Two main factors are thought to contribute to building-related illness: widespread dependence on air-conditioning and the construction of tighter buildings in response to the energy crisis of the early 70s. The resultant closed environments can concentrate toxins or allergens and promote certain kinds of illness — asthma in children has risen sharply in recent decades, for example, and some say tight buildings are partly to blame.

Mold in particular got a closer look in 1994, when doctors noticed that a cluster of babies in Cleveland had developed bleeding in their lungs. Initial research suggested that the cause might be a toxin-producing mold called Stachybotrys chartarum. Like all molds it thrives in wet environments, and many of the lung-damaged babies lived in homes that had recently suffered major water damage.

Mold made headlines again a few years later. In 1998 the pipes in the Texas mansion belonging to Melinda Ballard and Ron Allison sprang a leak. Massive amounts of mold bloomed, but because most of the growth was inside the walls the couple didn’t realize what was going on for months. Meanwhile their son developed asthma, tremors, and learning problems, and Allison’s memory and ability to concentrate were so seriously impaired he lost his job. Ballard became convinced the problem was Stachybotrys and other molds. The couple sued, claiming their insurance company hadn’t moved fast enough, and in 2001 a jury awarded them $32 million. Since then mold-related insurance claims and lawsuits have multiplied, and builders and insurers are preparing for the worst.

So we’ve got a family with a frightening mold problem on the one hand and serious health problems on the other. It’s easy enough to believe Problem A caused Problem B. (According to the New York Times Magazine story, at one point a consultant walked into the Ballard home without a respirator; half an hour later he was puking his guts out, and he also suffered apparently permanent hearing loss.

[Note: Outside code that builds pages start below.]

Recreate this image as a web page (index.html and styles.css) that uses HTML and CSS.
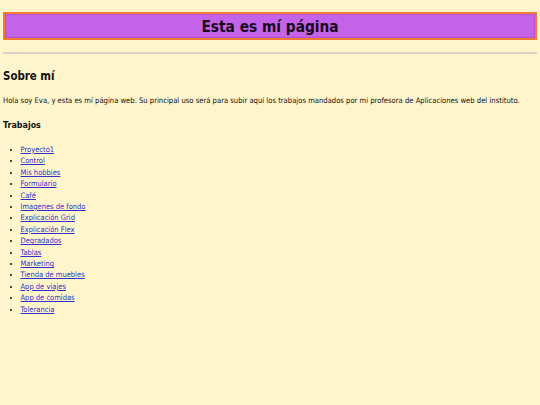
FILE: index.html
```html
<!DOCTYPE html>
<html lang="es">
<head>
<meta charset="utf-8">
<title>Esta es mí página</title>
<link rel="stylesheet" href="styles.css">
</head>
<body>
<header class="banner">
  <h1 class="banner-title">Esta es mí página</h1>
</header>
<hr class="divider">
<main>
  <section class="about">
    <h2 class="section-title">Sobre mí</h2>
    <p class="intro">Hola soy Eva, y esta es mí página web. Su principal uso será para subir aquí los trabajos mandados por mi profesora de Aplicaciones web del instituto.</p>
  </section>
  <section class="works">
    <h3 class="sub-title">Trabajos</h3>
    <ul class="work-list">
      <li><a href="#">Proyecto1</a></li>
      <li><a href="#">Control</a></li>
      <li><a href="#">Mis hobbies</a></li>
      <li><a href="#">Formulario</a></li>
      <li><a href="#">Café</a></li>
      <li><a href="#">Imagenes de fondo</a></li>
      <li><a href="#">Explicación Grid</a></li>
      <li><a href="#">Explicación Flex</a></li>
      <li><a href="#">Degradados</a></li>
      <li><a href="#">Tablas</a></li>
      <li><a href="#">Marketing</a></li>
      <li><a href="#">Tienda de muebles</a></li>
      <li><a href="#">App de viajes</a></li>
      <li><a href="#">App de comidas</a></li>
      <li><a href="#">Tolerancia</a></li>
    </ul>
  </section>
</main>
</body>
</html>
```
FILE: styles.css
```css
html {
  background: #fff5cc;
}
body {
  margin: 0 3px;
  font-family: "DejaVu Sans Condensed", "DejaVu Sans", sans-serif;
  font-stretch: condensed;
  font-size: 7.6px;
  color: #111;
}
.banner {
  padding-top: 12px;
}
.banner-title {
  margin: 0;
  height: 28px;
  box-sizing: border-box;
  background: #c462e8;
  border: 2px solid #f27a36;
  box-shadow: inset 0 0 2px rgba(80, 20, 60, 0.5);
  text-align: center;
  font-size: 15.3px;
  line-height: 26px;
  color: #15081a;
}
.divider {
  margin: 12px 0 0;
  border: 0;
  border-top: 2px solid #d8d2c2;
  height: 0;
}
.section-title {
  margin: 15px 0 0;
  font-size: 11.4px;
  line-height: 14px;
}
.intro {
  margin: 13px 0 0;
  line-height: 10px;
}
.sub-title {
  margin: 13px 0 0;
  font-size: 8.9px;
  line-height: 12px;
}
.work-list {
  margin: 13px 0 0;
  padding-left: 17.5px;
}
.work-list li {
  font-size: 7.5px;
  line-height: 11.4px;
}
.work-list a {
  color: #3030c8;
}
```
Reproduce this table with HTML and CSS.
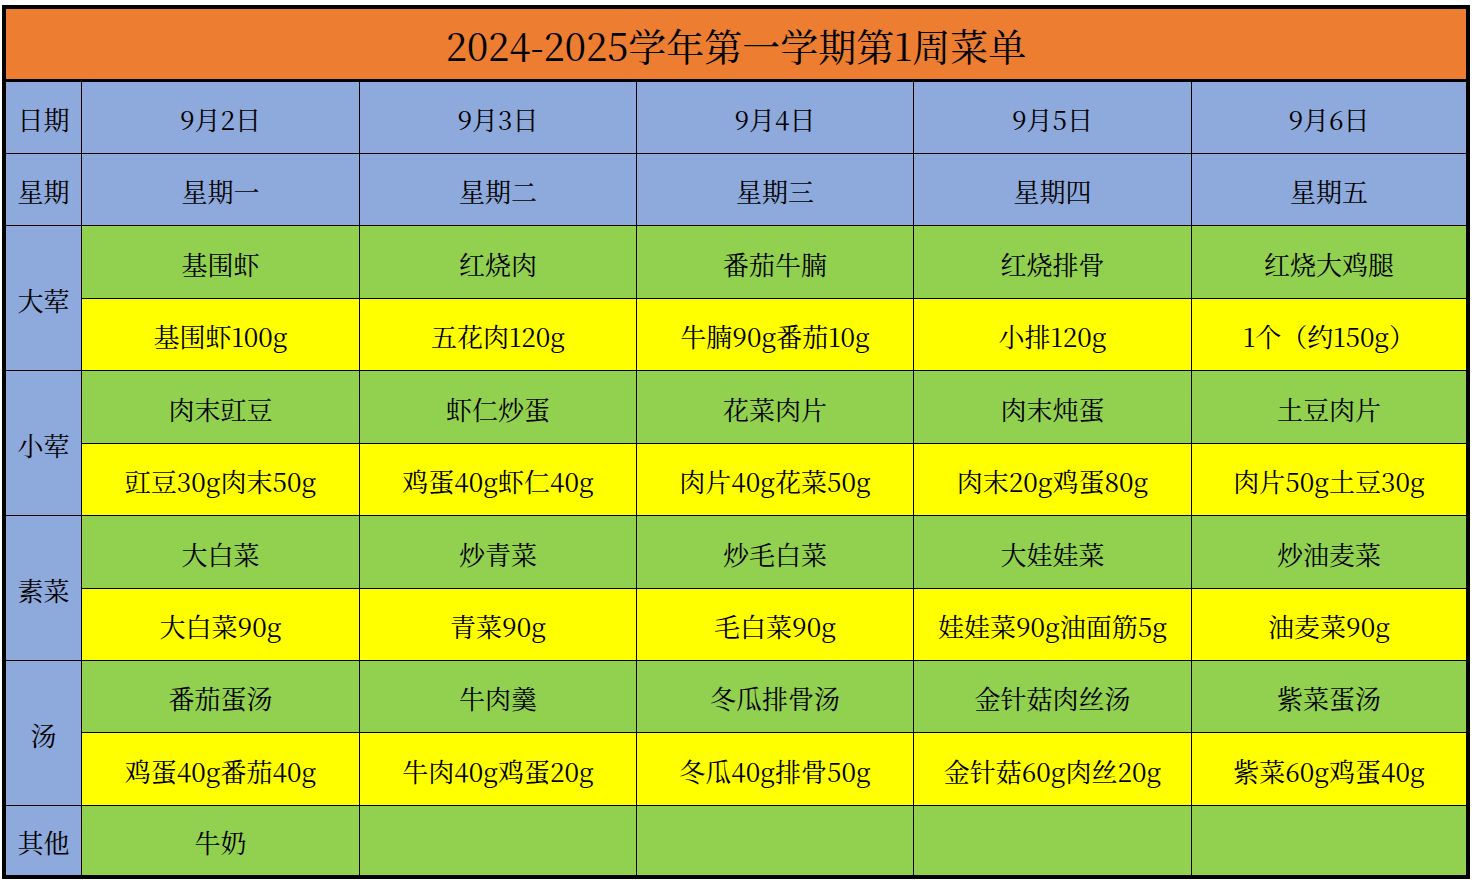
FILE: index.html
```html
<!DOCTYPE html>
<html lang="zh-CN">
<head>
<meta charset="utf-8">
<title>2024-2025学年第一学期第1周菜单</title>
<link rel="stylesheet" href="styles.css">
</head>
<body>
<div class="sheet">
  <div class="title">2024-2025学年第一学期第1周菜单</div>
  <div class="grid">
    <div class="cell blue">日期</div>
    <div class="cell blue">9月2日</div>
    <div class="cell blue">9月3日</div>
    <div class="cell blue">9月4日</div>
    <div class="cell blue">9月5日</div>
    <div class="cell blue">9月6日</div>

    <div class="cell blue">星期</div>
    <div class="cell blue">星期一</div>
    <div class="cell blue">星期二</div>
    <div class="cell blue">星期三</div>
    <div class="cell blue">星期四</div>
    <div class="cell blue">星期五</div>

    <div class="cell blue span2">大荤</div>
    <div class="cell green">基围虾</div>
    <div class="cell green">红烧肉</div>
    <div class="cell green">番茄牛腩</div>
    <div class="cell green">红烧排骨</div>
    <div class="cell green">红烧大鸡腿</div>
    <div class="cell yellow">基围虾100g</div>
    <div class="cell yellow">五花肉120g</div>
    <div class="cell yellow">牛腩90g番茄10g</div>
    <div class="cell yellow">小排120g</div>
    <div class="cell yellow">1个（约150g）</div>

    <div class="cell blue span2">小荤</div>
    <div class="cell green">肉末豇豆</div>
    <div class="cell green">虾仁炒蛋</div>
    <div class="cell green">花菜肉片</div>
    <div class="cell green">肉末炖蛋</div>
    <div class="cell green">土豆肉片</div>
    <div class="cell yellow">豇豆30g肉末50g</div>
    <div class="cell yellow">鸡蛋40g虾仁40g</div>
    <div class="cell yellow">肉片40g花菜50g</div>
    <div class="cell yellow">肉末20g鸡蛋80g</div>
    <div class="cell yellow">肉片50g土豆30g</div>

    <div class="cell blue span2">素菜</div>
    <div class="cell green">大白菜</div>
    <div class="cell green">炒青菜</div>
    <div class="cell green">炒毛白菜</div>
    <div class="cell green">大娃娃菜</div>
    <div class="cell green">炒油麦菜</div>
    <div class="cell yellow">大白菜90g</div>
    <div class="cell yellow">青菜90g</div>
    <div class="cell yellow">毛白菜90g</div>
    <div class="cell yellow">娃娃菜90g油面筋5g</div>
    <div class="cell yellow">油麦菜90g</div>

    <div class="cell blue span2">汤</div>
    <div class="cell green">番茄蛋汤</div>
    <div class="cell green">牛肉羹</div>
    <div class="cell green">冬瓜排骨汤</div>
    <div class="cell green">金针菇肉丝汤</div>
    <div class="cell green">紫菜蛋汤</div>
    <div class="cell yellow">鸡蛋40g番茄40g</div>
    <div class="cell yellow">牛肉40g鸡蛋20g</div>
    <div class="cell yellow">冬瓜40g排骨50g</div>
    <div class="cell yellow">金针菇60g肉丝20g</div>
    <div class="cell yellow">紫菜60g鸡蛋40g</div>

    <div class="cell blue">其他</div>
    <div class="cell green">牛奶</div>
    <div class="cell green"></div>
    <div class="cell green"></div>
    <div class="cell green"></div>
    <div class="cell green"></div>
  </div>
</div>
</body>
</html>
```
FILE: styles.css
```css
html, body {
  margin: 0;
  padding: 0;
  background: #ffffff;
}
body {
  padding: 5px 0 0 2px;
  font-family: "Noto Serif CJK SC", "Liberation Serif", "Noto Sans CJK SC", serif;
  color: #000;
}
.sheet {
  width: 1460px;
  border: 4px solid #000;
  background: #000;
}
.title {
  height: 73px;
  background: #ED7D31;
  border-bottom: 3px solid #000;
  display: flex;
  align-items: center;
  justify-content: center;
  font-size: 38px;
  box-sizing: border-box;
  color: #000;
}
.grid {
  display: grid;
  grid-template-columns: 75px 277px 276px 276px 277px 274px;
  grid-template-rows: 71px 71px 72px 71px 72px 71px 72px 71px 71px 72px 69px;
  gap: 1px;
  background: #000;
}
.cell {
  display: flex;
  align-items: center;
  justify-content: center;
  font-size: 26px;
  padding-top: 2px;
  box-sizing: border-box;
  white-space: nowrap;
}
.span2 {
  grid-row: span 2;
}
.blue { background: #8EA9DB; }
.green { background: #92D050; }
.yellow { background: #FFFF00; }
```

You’d need the soul of a tobacco lawyer to argue that such a thing was just coincidence.)

But unlike civil juries or newspaper writers, scientists aren’t permitted to equate correlation with causation. They can’t be content merely to establish that A occurred, then B did; they have to find a precise mechanism of cause and effect. In the case of toxic mold this mechanism has yet to be determined. One recent review in a medical journal concludes, “The current public concern for adverse health effects from inhalation of Stachybotrys spores in water-damaged buildings is not supported by published reports in the medical literature.” Experts brought in to reexamine the baby cases in Cleveland say the original indictment of Stachybotrys was premature, and at the moment it’s fair to say that no scientific consensus on toxic mold has emerged. (Suggestion: Move a cage of guinea pigs into the Ballard house and see what happens.) With luck further research will clarify matters, but right now we’re not sure if we’re seeing the next asbestos or the next swine flu.